◆ Data:
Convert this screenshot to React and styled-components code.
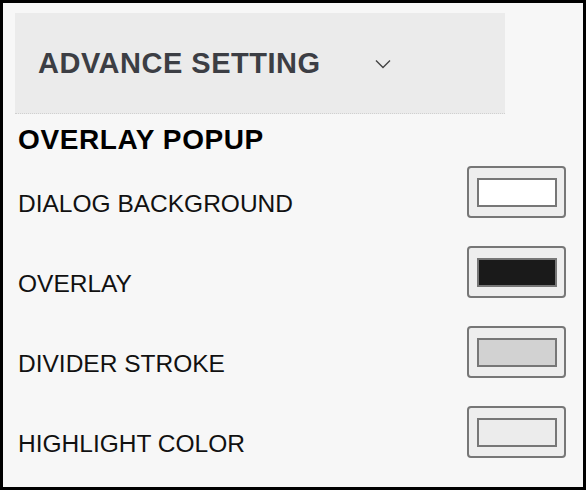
import React from 'react';
import styled, { createGlobalStyle } from 'styled-components';

const Global = createGlobalStyle`
  html, body {
    margin: 0;
    padding: 0;
    background: #f7f7f7;
  }
  * {
    box-sizing: border-box;
  }
`;

const Frame = styled.div`
  width: 586px;
  height: 490px;
  border: 3px solid #000;
  background: #f7f7f7;
  padding: 10px 0 0 12px;
  font-family: "Liberation Sans", Arial, sans-serif;
`;

const Header = styled.div`
  width: 490px;
  height: 101px;
  background: #ebebeb;
  border-bottom: 1px dotted #d0d0d0;
  display: flex;
  align-items: center;
  padding-left: 23px;
`;

const HeaderTitle = styled.h2`
  margin: 0;
  font-size: 29px;
  font-weight: 700;
  color: #3c3e44;
  letter-spacing: 0.5px;
`;

const Chevron = styled.svg`
  margin-left: 55px;
  margin-top: 2px;
`;

const Section = styled.div`
  padding: 12px 17px 0 3px;
`;

const SectionTitle = styled.h3`
  margin: 0 0 -2px;
  font-size: 28px;
  font-weight: 700;
  color: #000;
  line-height: 28px;
  letter-spacing: 0.6px;
`;

const Row = styled.div`
  display: flex;
  align-items: center;
  justify-content: space-between;
  height: 80px;
`;

const Label = styled.span`
  font-size: 24.5px;
  color: #111;
  margin-top: 24px;
`;

const Swatch = styled.div`
  width: 99px;
  height: 52px;
  border: 2px solid #777;
  border-radius: 4px;
  background: #eeeeee;
  display: flex;
  align-items: center;
  justify-content: center;
`;

const Fill = styled.div`
  width: 80px;
  height: 29px;
  border: 2px solid #777;
  background: ${p => p.color};
`;

const settings = [
  { label: 'DIALOG BACKGROUND', color: '#ffffff' },
  { label: 'OVERLAY', color: '#1a1a1a' },
  { label: 'DIVIDER STROKE', color: '#d2d2d2' },
  { label: 'HIGHLIGHT COLOR', color: '#ececec' },
];

export default function App() {
  return (
    <>
      <Global />
      <Frame>
        <Header>
          <HeaderTitle>ADVANCE SETTING</HeaderTitle>
          <Chevron width="16" height="10" viewBox="0 0 16 10">
            <path d="M1 1.5 L8 8.5 L15 1.5" fill="none" stroke="#444" strokeWidth="1.4" />
          </Chevron>
        </Header>
        <Section>
          <SectionTitle>OVERLAY POPUP</SectionTitle>
          {settings.map(s => (
            <Row key={s.label}>
              <Label>{s.label}</Label>
              <Swatch>
                <Fill color={s.color} />
              </Swatch>
            </Row>
          ))}
        </Section>
      </Frame>
    </>
  );
}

◆ Task objective:
Omit each picture, then return all of the listing exactly as it stands.

◆ The completed task:
Convert this screenshot to React and styled-components code.
import React from 'react';
import styled, { createGlobalStyle } from 'styled-components';

const Global = createGlobalStyle`
  html, body {
    margin: 0;
    padding: 0;
    background: #f7f7f7;
  }
  * {
    box-sizing: border-box;
  }
`;

const Frame = styled.div`
  width: 586px;
  height: 490px;
  border: 3px solid #000;
  background: #f7f7f7;
  padding: 10px 0 0 12px;
  font-family: "Liberation Sans", Arial, sans-serif;
`;

const Header = styled.div`
  width: 490px;
  height: 101px;
  background: #ebebeb;
  border-bottom: 1px dotted #d0d0d0;
  display: flex;
  align-items: center;
  padding-left: 23px;
`;

const HeaderTitle = styled.h2`
  margin: 0;
  font-size: 29px;
  font-weight: 700;
  color: #3c3e44;
  letter-spacing: 0.5px;
`;

const Chevron = styled.svg`
  margin-left: 55px;
  margin-top: 2px;
`;

const Section = styled.div`
  padding: 12px 17px 0 3px;
`;

const SectionTitle = styled.h3`
  margin: 0 0 -2px;
  font-size: 28px;
  font-weight: 700;
  color: #000;
  line-height: 28px;
  letter-spacing: 0.6px;
`;

const Row = styled.div`
  display: flex;
  align-items: center;
  justify-content: space-between;
  height: 80px;
`;

const Label = styled.span`
  font-size: 24.5px;
  color: #111;
  margin-top: 24px;
`;

const Swatch = styled.div`
  width: 99px;
  height: 52px;
  border: 2px solid #777;
  border-radius: 4px;
  background: #eeeeee;
  display: flex;
  align-items: center;
  justify-content: center;
`;

const Fill = styled.div`
  width: 80px;
  height: 29px;
  border: 2px solid #777;
  background: ${p => p.color};
`;

const settings = [
  { label: 'DIALOG BACKGROUND', color: '#ffffff' },
  { label: 'OVERLAY', color: '#1a1a1a' },
  { label: 'DIVIDER STROKE', color: '#d2d2d2' },
  { label: 'HIGHLIGHT COLOR', color: '#ececec' },
];

export default function App() {
  return (
    <>
      <Global />
      <Frame>
        <Header>
          <HeaderTitle>ADVANCE SETTING</HeaderTitle>
          <Chevron width="16" height="10" viewBox="0 0 16 10">
            <path d="M1 1.5 L8 8.5 L15 1.5" fill="none" stroke="#444" strokeWidth="1.4" />
          </Chevron>
        </Header>
        <Section>
          <SectionTitle>OVERLAY POPUP</SectionTitle>
          {settings.map(s => (
            <Row key={s.label}>
              <Label>{s.label}</Label>
              <Swatch>
                <Fill color={s.color} />
              </Swatch>
            </Row>
          ))}
        </Section>
      </Frame>
    </>
  );
}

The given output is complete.